Re: Solomon's 'molten sea' revisited

From: Michael Roberts <michael.andrea.r@ukonline.co.uk>
Date: Wed Apr 28 2004 - 17:56:46 EDT

I have better things to do, liking reading the Word of God. The circumference as 3 times the diameter is a good rough approximation and sufficient for the purposes of the writer and readers of I Kings, but not for pedants - atheistic or otherwise
  ----- Original Message -----
  From: Vernon Jenkins
  To: Michael Roberts
  Cc: asa@calvin.edu
  Sent: Wednesday, April 28, 2004 9:06 PM
  Subject: Solomon's 'molten sea' revisited

  Michael,

   

  You may already be aware that The Sunday Telegraph of 25 April carried a letter from one who shares your view that 1Kings 7:23 reveals the woeful ignorance of the Hebrews of Solomon's day concerning the menstruation of the circle - the piece concluding with the words: "The Bible, we are told, is directly inspired by God and scientifically accurate, since He cannot err.

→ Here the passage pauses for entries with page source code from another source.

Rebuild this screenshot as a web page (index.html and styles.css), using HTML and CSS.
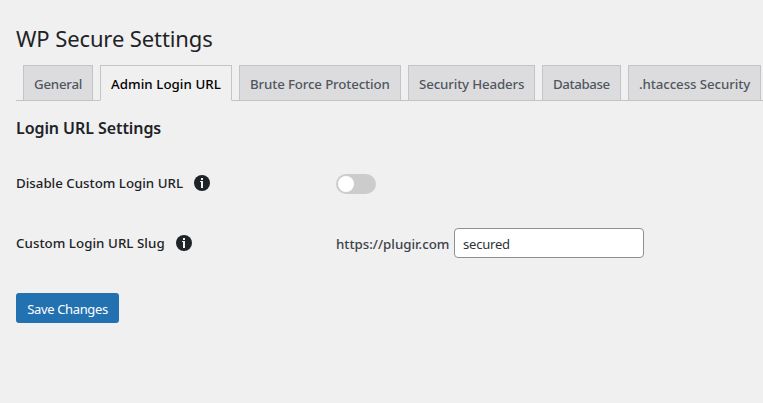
FILE: index.html
```html
<!DOCTYPE html>
<html lang="en">
<head>
<meta charset="utf-8">
<title>WP Secure Settings</title>
<link rel="stylesheet" href="styles.css">
</head>
<body>
<svg class="defs" width="0" height="0" aria-hidden="true">
  <symbol id="info" viewBox="0 0 16 16"><circle cx="8" cy="8" r="8" fill="#1d2327"/><path d="M7 3h2v2H7zM6 6h3v7H7V7H6z" fill="#f0f0f0"/></symbol>
</svg>
<main class="wrap">
  <h1 class="title"><span>WP Secure Settings</span></h1>
  <nav class="tabs">
    <a class="tab general"><span>General</span></a>
    <a class="tab login active"><span>Admin Login URL</span></a>
    <a class="tab brute"><span>Brute Force Protection</span></a>
    <a class="tab headers"><span>Security Headers</span></a>
    <a class="tab database"><span>Database</span></a>
    <a class="tab htaccess"><span>.htaccess Security</span></a>
  </nav>
  <h2 class="section"><span>Login URL Settings</span></h2>
  <form>
    <div class="row">
      <div class="label disable"><span>Disable Custom Login URL</span><svg class="icon"><use href="#info"/></svg></div>
      <div class="switch"><span class="knob"></span></div>
    </div>
    <div class="row">
      <div class="label slug"><span>Custom Login URL Slug</span><svg class="icon"><use href="#info"/></svg></div>
      <div class="domain"><span>https://plugir.com</span></div>
      <input class="field" type="text" value="secured">
    </div>
    <button class="save" type="button"><span>Save Changes</span></button>
  </form>
</main>
</body>
</html>
```

FILE: styles.css
```css
* { box-sizing: border-box; }
body { margin: 0; background: #f0f0f0; color: #1d2327; font: 13px/20px "Noto Sans", sans-serif; overflow: hidden; }
.defs { display: block; }
.wrap { padding: 19px 0 0 16px; }
h1, h2 { margin: 0; }
.title { height: 46px; font-size: 22px; line-height: 38px; font-weight: 400; letter-spacing: -0.11px; white-space: nowrap; }
.tabs { display: flex; gap: 7px; height: 36px; padding-left: 7px; border-bottom: 1px solid #c3c4c7; }
.tab { height: 36px; padding: 8px 0 0 10px; border: 1px solid #c3c4c7; background: #dcdcde; color: #50575e; font-size: 13.3px; line-height: 20px; font-weight: 550; letter-spacing: -0.15px; white-space: nowrap; flex: none; }
.active { background: #f0f0f0; border-bottom-color: #f0f0f0; color: #000; }
.general { width: 70px; letter-spacing: -0.25px; }
.login { width: 132px; letter-spacing: 0.05px; }
.brute { width: 162px; }
.headers { width: 127px; }
.database { width: 79px; letter-spacing: -0.4px; }
.htaccess { width: 133px; letter-spacing: -0.1px; }
.section { margin-top: 15px; height: 37px; font-size: 16px; line-height: 24px; font-weight: 600; letter-spacing: -0.07px; }
.row { display: flex; align-items: center; height: 60px; }
.label { display: flex; align-items: center; gap: 11px; width: 320px; font-size: 13.3px; font-weight: 500; white-space: nowrap; }
.slug { letter-spacing: 0.05px; }
.icon { width: 16px; height: 16px; flex: none; }
.switch { width: 40px; height: 20px; margin-top: 2px; padding: 2px; border-radius: 10px; background: #ccc; }
.knob { display: block; width: 16px; height: 16px; border-radius: 50%; background: #fff; }
.domain { width: 118px; padding-top: 2px; font-size: 13.3px; font-weight: 550; color: #3c434a; white-space: nowrap; }
.field { width: 190px; height: 30px; padding: 2px 8px 0; border: 1px solid #8c8f94; border-radius: 4px; background: #fff; color: #2c3338; font: 13px "Noto Sans", sans-serif; letter-spacing: -0.2px; }
.save { display: block; width: 103px; height: 30px; margin-top: 20px; padding: 2px 0 0; border: 0; border-radius: 3px; background: #2271b1; color: #fff; font: 13px/20px "Noto Sans", sans-serif; letter-spacing: -0.35px; white-space: nowrap; }
```
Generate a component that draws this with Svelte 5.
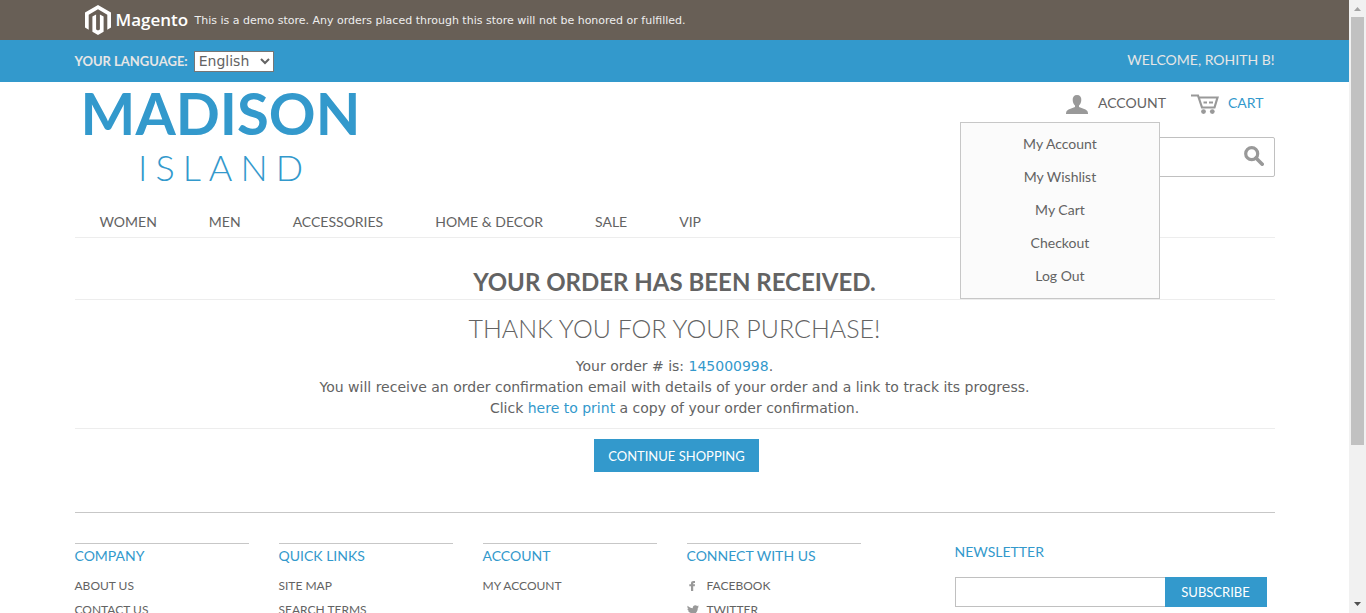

Clearly, He did not then know the value of pi, since you cannot get a line of 30 anythings to go round a circular vessel 10 anythings in diameter, even if you stop at pi = 3.142."

   

  I have compiled the following rebuttal which I hope soon to see published:

   

  "To claim that the artisans and engineers of Solomon's day were not aware that pi exceeds 3 by some 4.7% flies in the face of simple common sense and logic - particularly when one considers that their immediate neighbours, the Egyptians, had long before incorporated an exceedingly accurate representation of this fundamental constant into the dimensions of the Great Pyramid. We therefore seek a more satisfactory interpretation of 1Kings 7:23 - and one is not hard to find.

   

  "1Kings 7:26 informs us that the wall thickness of Solomon's 'brazen sea' was 'an handbreadth' - and we are immediately reminded that a real cylinder has an inner diameter (d, say) and an outer diameter (D, say); an inner circumference (c, say) and an outer circumference (C, say). It must follow that 1Kings 7:23 is inherently ambiguous, for the '10 cubits from one brim to the other' and the 'line of 30 cubits.round about' are unqualified. Your correspondent has assumed c = 30 and d = 10, so that the ratio, c/d = pi = 3 (or, alternatively, C = 30 and D = 10; with an identical conclusion). But what if the writer's intention had been c = 30 and D = 10? The inner diameter (d) would then be the outer diameter(D) less twice the wall thickness of the cylinder (i.e. 2 x 'an handbreadth' - about 0.4 cubit). Under these conditions, pi = c/d = 30/9.6 = 3.125 (underestimating pi by a mere 0.5%).

   

  "We might well conclude, therefore, that Solomon's chief concern when planning this structure was to ensure - by the careful balancing of inner diameter and wall thickness - that 3 (symbol of divine perfection) would appear as the simple ratio of two of its principal dimensions, viz c/D."

   

  Vernon Jenkins MSc

   

  PS Interestingly, an accurate value of pi is built into the Hebrew text of the Bible's first verse. Details may be found at: http://homepage.virgin.net/vernon.jenkins/Pi_File.htm

   

  VJ

   

   Michael, I am interested to know how you would counter this argument.